In its judgment, the Court of Appeal assessed how the 'serious harm' test under the Act should apply.

It first rejected the idea that people bringing defamation claims must prove, at a preliminary stage of proceedings, that they have suffered, or are likely to suffer, 'serious harm' as a result of defamatory comments made about them for those claims to move to be considered at trial. Often, defamation trials are preceded by hearings to consider the defamatory meaning of the statements complained of.

The Court of Appeal said that it can be inferred, from the seriousness of the meaning of the defamatory comments complained of, whether serious harm has been caused, or is likely to be caused, it said.

The High Court, in considering the case previously, had been wrong to state that detailed arguments between the parties over whether the 'serious harm' threshold had been satisfied should be established at a pre-trial hearing, the Court of Appeal said.

However, it said consideration of issues relating to whether the 'serious harm' test has been satisfied could be assessed at pre-trial hearings as part of an assessment of the defamatory meaning of statements. In those circumstances, judges should generally infer that the 'serious harm' threshold has been met "if the meaning so assessed is evaluated as seriously defamatory", the Court of Appeal said.

"Serious reputational harm is capable of being proved by a process of inference from the seriousness of the defamatory meaning," said Lord Justice Davis in the Court of Appeal's ruling, adding that, where necessary or appropriate, "the context in which the words are used (for example, in a newspaper article or widely accessed blog)" may also be considered.

The Court of Appeal maintained that the approach it put forward did not preclude those defending defamation claims from making a summary judgment application or applying to have the claim struck out as an abuse of process. 

The court was also careful to make clear that the protocols may be different when determining whether the 'serious harm' threshold has been satisfied in cases where businesses have brought claims for defamation.

The procedures the Court of Appeal has set out around the application of the 'serious harm' test are, though, now set to be scrutinised by the Supreme Court after it granted some of the publishers in the Lachaux case permission to appeal against the Court of Appeal's judgment. Dates have not yet been set for hearings in the case.

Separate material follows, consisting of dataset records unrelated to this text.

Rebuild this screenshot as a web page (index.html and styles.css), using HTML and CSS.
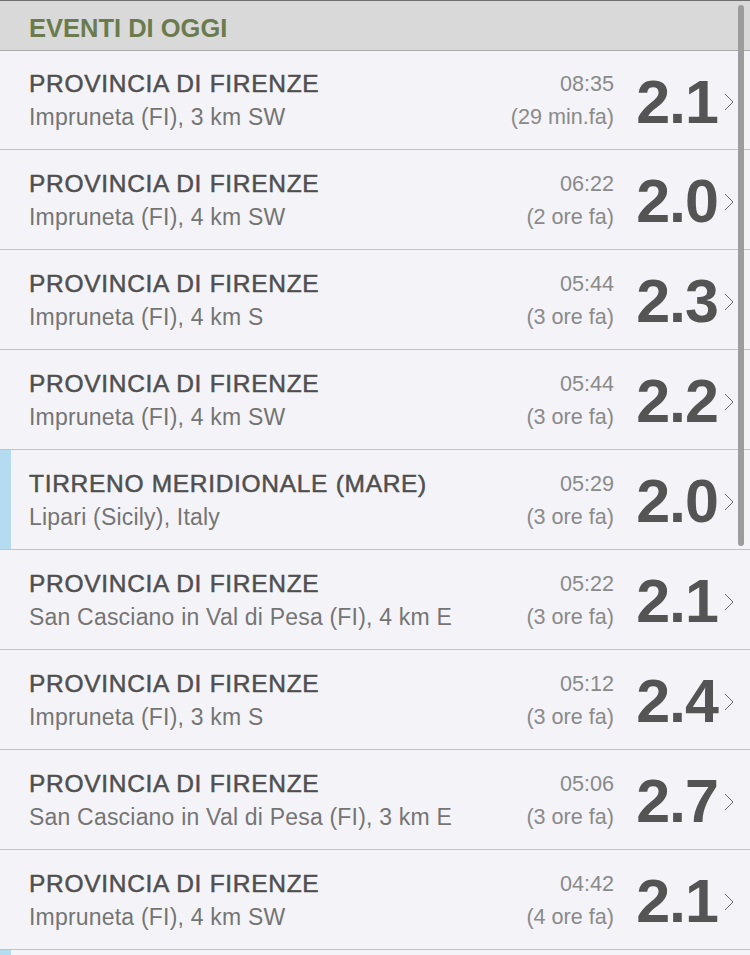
FILE: index.html
```html
<!DOCTYPE html>
<html lang="it">
<head>
<meta charset="utf-8">
<title>Eventi di oggi</title>
<link rel="stylesheet" href="styles.css">
</head>
<body>
<div class="screen">
  <div class="section-header">EVENTI DI OGGI</div>
  <ul class="list">
    <li class="row">
      <div class="place"><div class="title">PROVINCIA DI FIRENZE</div><div class="sub">Impruneta (FI), 3 km SW</div></div>
      <div class="when"><div class="time">08:35</div><div class="ago">(29 min.fa)</div></div>
      <div class="mag">2.1</div>
      <svg class="chev" viewBox="0 0 10 18"><path d="M1 1 L9 9 L1 17"/></svg>
    </li>
    <li class="row">
      <div class="place"><div class="title">PROVINCIA DI FIRENZE</div><div class="sub">Impruneta (FI), 4 km SW</div></div>
      <div class="when"><div class="time">06:22</div><div class="ago">(2 ore fa)</div></div>
      <div class="mag">2.0</div>
      <svg class="chev" viewBox="0 0 10 18"><path d="M1 1 L9 9 L1 17"/></svg>
    </li>
    <li class="row">
      <div class="place"><div class="title">PROVINCIA DI FIRENZE</div><div class="sub">Impruneta (FI), 4 km S</div></div>
      <div class="when"><div class="time">05:44</div><div class="ago">(3 ore fa)</div></div>
      <div class="mag">2.3</div>
      <svg class="chev" viewBox="0 0 10 18"><path d="M1 1 L9 9 L1 17"/></svg>
    </li>
    <li class="row">
      <div class="place"><div class="title">PROVINCIA DI FIRENZE</div><div class="sub">Impruneta (FI), 4 km SW</div></div>
      <div class="when"><div class="time">05:44</div><div class="ago">(3 ore fa)</div></div>
      <div class="mag">2.2</div>
      <svg class="chev" viewBox="0 0 10 18"><path d="M1 1 L9 9 L1 17"/></svg>
    </li>
    <li class="row sea">
      <div class="place"><div class="title">TIRRENO MERIDIONALE (MARE)</div><div class="sub">Lipari (Sicily), Italy</div></div>
      <div class="when"><div class="time">05:29</div><div class="ago">(3 ore fa)</div></div>
      <div class="mag">2.0</div>
      <svg class="chev" viewBox="0 0 10 18"><path d="M1 1 L9 9 L1 17"/></svg>
    </li>
    <li class="row">
      <div class="place"><div class="title">PROVINCIA DI FIRENZE</div><div class="sub">San Casciano in Val di Pesa (FI), 4 km E</div></div>
      <div class="when"><div class="time">05:22</div><div class="ago">(3 ore fa)</div></div>
      <div class="mag">2.1</div>
      <svg class="chev" viewBox="0 0 10 18"><path d="M1 1 L9 9 L1 17"/></svg>
    </li>
    <li class="row">
      <div class="place"><div class="title">PROVINCIA DI FIRENZE</div><div class="sub">Impruneta (FI), 3 km S</div></div>
      <div class="when"><div class="time">05:12</div><div class="ago">(3 ore fa)</div></div>
      <div class="mag">2.4</div>
      <svg class="chev" viewBox="0 0 10 18"><path d="M1 1 L9 9 L1 17"/></svg>
    </li>
    <li class="row">
      <div class="place"><div class="title">PROVINCIA DI FIRENZE</div><div class="sub">San Casciano in Val di Pesa (FI), 3 km E</div></div>
      <div class="when"><div class="time">05:06</div><div class="ago">(3 ore fa)</div></div>
      <div class="mag">2.7</div>
      <svg class="chev" viewBox="0 0 10 18"><path d="M1 1 L9 9 L1 17"/></svg>
    </li>
    <li class="row">
      <div class="place"><div class="title">PROVINCIA DI FIRENZE</div><div class="sub">Impruneta (FI), 4 km SW</div></div>
      <div class="when"><div class="time">04:42</div><div class="ago">(4 ore fa)</div></div>
      <div class="mag">2.1</div>
      <svg class="chev" viewBox="0 0 10 18"><path d="M1 1 L9 9 L1 17"/></svg>
    </li>
    <li class="row sea"></li>
  </ul>
  <div class="scrollbar"></div>
</div>
</body>
</html>
```

FILE: styles.css
```css
* { box-sizing: border-box; }
html, body {
  margin: 0;
  padding: 0;
  background: #f4f4f8;
  font-family: "Liberation Sans", Arial, sans-serif;
}
.screen {
  position: relative;
  width: 750px;
  height: 955px;
  overflow: hidden;
  background: #f4f4f8;
}
.section-header {
  height: 51px;
  border-top: 1px solid #6e6e6e;
  border-bottom: 1px solid #a9a9ab;
  background: #d9d9d9;
  color: #6b7b4e;
  font-weight: bold;
  font-size: 25.5px;
  padding: 14px 0 0 29px;
  line-height: 26px;
}
.list {
  list-style: none;
  margin: 0;
  padding: 0;
}
.row {
  display: flex;
  align-items: center;
  height: 100px;
  border-bottom: 1px solid #c3c3c7;
  padding-left: 29px;
  position: relative;
}
.row:first-child { height: 99px; }
.row.sea::before {
  content: "";
  position: absolute;
  left: 0;
  top: 0;
  bottom: 0;
  width: 11px;
  background: #b4dcf1;
}
.place {
  flex: 1;
  min-width: 0;
  padding-top: 1px;
}
.title {
  font-size: 24.5px;
  letter-spacing: 0.7px;
  color: #4f4f4f;
  line-height: 30px;
  -webkit-text-stroke: 0.5px #4f4f4f;
}
.sub {
  font-size: 23px;
  color: #747474;
  line-height: 30px;
  margin-top: 3px;
  letter-spacing: 0.2px;
}
.when {
  text-align: right;
  color: #8a8a8a;
  font-size: 21.6px;
  padding-top: 1px;
}
.time { line-height: 30px; }
.ago { line-height: 30px; margin-top: 3px; }
.mag {
  width: 104px;
  text-align: right;
  font-size: 61px;
  font-weight: bold;
  color: #545454;
  line-height: 60px;
  padding-top: 3px;
  letter-spacing: -1px;
  margin-right: 5px;
}
.chev {
  width: 10px;
  height: 18px;
  margin-left: 1px;
  margin-right: 16px;
  margin-top: 4px;
  fill: none;
  stroke: #6a6a6a;
  stroke-width: 1;
}
.scrollbar {
  position: absolute;
  left: 738px;
  top: 5px;
  width: 6px;
  height: 541px;
  border-radius: 3px;
  background: #9c9c9c;
}
```
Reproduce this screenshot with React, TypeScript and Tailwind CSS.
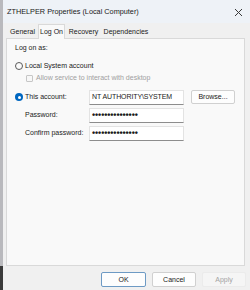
import React from "react";

const Radio = ({ checked }: { checked?: boolean }) =>
  checked ? (
    <span className="w-[8px] h-[8px] rounded-full bg-[#0067c0] flex items-center justify-center shrink-0">
      <span className="w-[3px] h-[3px] rounded-full bg-white" />
    </span>
  ) : (
    <span className="w-[8px] h-[8px] rounded-full border border-[#5a5a5a] bg-[#fbfbfb] shrink-0" />
  );

const TextBox = ({ value, dots }: { value: string; dots?: boolean }) => (
  <div
    className={
      "w-[95px] h-[15px] bg-white border border-[#e3e3e3] border-b-[#8d8d8d] flex items-center px-[2px] text-[#1a1a1a] whitespace-nowrap overflow-hidden " +
      (dots ? "text-[9px] font-bold tracking-[-0.1px]" : "text-[7px] tracking-[-0.1px]")
    }
  >
    {value}
  </div>
);

const Btn = ({ label, primary, disabled }: { label: string; primary?: boolean; disabled?: boolean }) => (
  <div
    className={
      "h-[15px] flex items-center justify-center text-[7px] rounded-[2px] border " +
      (primary
        ? "w-[45px] bg-[#fdfdfd] border-[#6d9ac4] text-[#1a1a1a]"
        : disabled
        ? "w-[44px] bg-[#f5f5f5] border-[#ebebeb] text-[#a3a3a3]"
        : "w-[44px] bg-[#fdfdfd] border-[#d0d0d0] text-[#1a1a1a]")
    }
  >
    {label}
  </div>
);

const App = () => {
  const pw = "•••••••••••••••";
  return (
    <div className="w-[250px] h-[290px] flex bg-[#2a2a2a] overflow-hidden font-['Liberation_Sans',_Arial,_sans-serif] leading-[12px] whitespace-nowrap">
      <div className="w-[3px] bg-[#b9b9bd] flex flex-col">
        <div className="flex-1" />
        <div className="h-[24px] bg-[#3a3a3a]" />
      </div>
      <div className="flex-1 flex flex-col bg-[#f0f0f0]">
        {/* title bar */}
        <div className="h-[23px] bg-[#eef2f7] flex items-center justify-between pl-[4px] pr-[6px] pt-[1px]">
          <span className="text-[7.3px] text-[#1a1a1a]">ZTHELPER Properties (Local Computer)</span>
          <svg width="9" height="9" viewBox="0 0 9 9" className="mr-[1px]">
            <path d="M1 1 L8 8 M8 1 L1 8" stroke="#3a3a3a" strokeWidth="1" />
          </svg>
        </div>
        {/* tabs */}
        <div className="flex items-end h-[15px] pl-[4px] text-[7px] text-[#1a1a1a]">
          <div className="w-[31px] h-[12px] flex items-center justify-center">General</div>
          <div className="w-[27px] h-[15px] flex items-center justify-center bg-[#f9f9f9] border border-b-0 border-[#d9d9d9] -mb-[1px] relative z-10">Log On</div>
          <div className="w-[37px] h-[12px] flex items-center justify-center">Recovery</div>
          <div className="w-[48px] h-[12px] flex items-center justify-center">Dependencies</div>
        </div>
        {/* panel */}
        <div className="ml-[3px] mr-[5px] h-[228px] bg-[#f9f9f9] border border-[#d9d9d9] pl-[8px] pt-[3px] text-[7px] text-[#1a1a1a]">
          <div className="h-[12px] flex items-center">Log on as:</div>
          <div className="mt-[6px] h-[12px] flex items-center gap-[2px]">
            <Radio />
            <span>Local System account</span>
          </div>
          <div className="h-[12px] flex items-center gap-[3px] pl-[11px] text-[#a0a0a0]">
            <span className="w-[7px] h-[7px] border border-[#c6c6c6] rounded-[1px] bg-[#f7f7f7]" />
            <span>Allow service to interact with desktop</span>
          </div>
          <div className="mt-[5px] h-[16px] flex items-center">
            <div className="w-[74px] flex items-center gap-[2px]">
              <Radio checked />
              <span>This account:</span>
            </div>
            <TextBox value="NT AUTHORITY\SYSTEM" />
            <div className="ml-[7px] w-[44px] h-[14px] bg-[#fdfdfd] border border-[#d0d0d0] rounded-[2px] flex items-center justify-center">
              Browse...
            </div>
          </div>
          <div className="mt-[2px] h-[16px] flex items-center">
            <span className="w-[74px] pl-[10px]">Password:</span>
            <TextBox value={pw} dots />
          </div>
          <div className="mt-[2px] h-[16px] flex items-center">
            <span className="w-[74px] pl-[10px]">Confirm password:</span>
            <TextBox value={pw} dots />
          </div>
        </div>
        {/* buttons */}
        <div className="flex justify-end gap-[6px] pr-[4px] mt-[6px]">
          <Btn label="OK" primary />
          <Btn label="Cancel" />
          <Btn label="Apply" disabled />
        </div>
      </div>
    </div>
  );
};

export default App;
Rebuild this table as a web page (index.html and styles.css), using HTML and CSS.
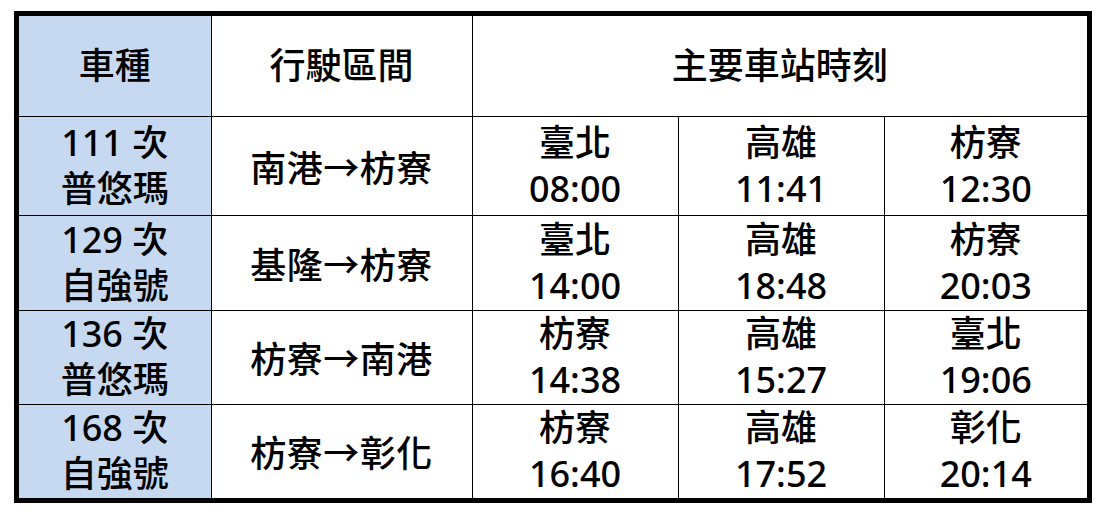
FILE: index.html
```html
<!DOCTYPE html>
<html lang="zh-Hant">
<head>
<meta charset="utf-8">
<title>列車時刻表</title>
<link rel="stylesheet" href="styles.css">
</head>
<body>
<div class="frame">
  <table class="timetable">
    <colgroup>
      <col class="c-type">
      <col class="c-route">
      <col class="c-st1">
      <col class="c-st2">
      <col class="c-st3">
    </colgroup>
    <tr class="r-head">
      <th class="type">車種</th>
      <th>行駛區間</th>
      <th colspan="3">主要車站時刻</th>
    </tr>
    <tr class="r1">
      <td class="type">111 次<br>普悠瑪</td>
      <td class="route">南港→枋寮</td>
      <td>臺北<br>08:00</td>
      <td>高雄<br>11:41</td>
      <td>枋寮<br>12:30</td>
    </tr>
    <tr class="r2">
      <td class="type">129 次<br>自強號</td>
      <td class="route">基隆→枋寮</td>
      <td>臺北<br>14:00</td>
      <td>高雄<br>18:48</td>
      <td>枋寮<br>20:03</td>
    </tr>
    <tr class="r3">
      <td class="type">136 次<br>普悠瑪</td>
      <td class="route">枋寮→南港</td>
      <td>枋寮<br>14:38</td>
      <td>高雄<br>15:27</td>
      <td>臺北<br>19:06</td>
    </tr>
    <tr class="r4">
      <td class="type">168 次<br>自強號</td>
      <td class="route">枋寮→彰化</td>
      <td>枋寮<br>16:40</td>
      <td>高雄<br>17:52</td>
      <td>彰化<br>20:14</td>
    </tr>
  </table>
</div>
</body>
</html>
```

FILE: styles.css
```css
html, body {
  margin: 0;
  padding: 0;
  background: #ffffff;
}

.frame {
  margin: 11px 0 0 14px;
  width: 1068px;
  border: 5px solid #000000;
}

.timetable {
  width: 1068px;
  table-layout: fixed;
  border-collapse: collapse;
  border-style: hidden;
  font-family: "Noto Sans", "Noto Sans CJK TC", sans-serif;
  font-size: 36px;
  line-height: 46px;
  font-weight: 500;
  color: #000000;
}

.c-type { width: 192px; }
.c-route { width: 261px; }
.c-st1 { width: 206px; }
.c-st2 { width: 206px; }
.c-st3 { width: 203px; }

.timetable th,
.timetable td {
  border: 1px solid #000000;
  padding: 0;
  text-align: center;
  vertical-align: middle;
  font-weight: 500;
}

.timetable .type {
  background: #c6d9f0;
}

.timetable .route {
  font-family: "Noto Sans CJK TC", sans-serif;
  letter-spacing: 0.5px;
}

.r-head { height: 100px; }
.r1 { height: 99px; }
.r2 { height: 95px; }
.r3 { height: 94px; }
.r4 { height: 94px; }
```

Imogen Allen-Back, a specialist in media law at Pinsent Masons, the law firm behind Out-Law.com, said: "There is certainly a question mark over whether the decision of the Court of Appeal gave effect to the desired intention of parliament to 'raise the bar' for bringing a claim in defamation, rather than simply giving statutory effect to the 'substantial harm' threshold that was established in case law in 2010 in Thornton v Telegraph Media Group. At the very least, practitioners are hoping for some much needed guidance on the difference between 'substantial' and 'serious' harm."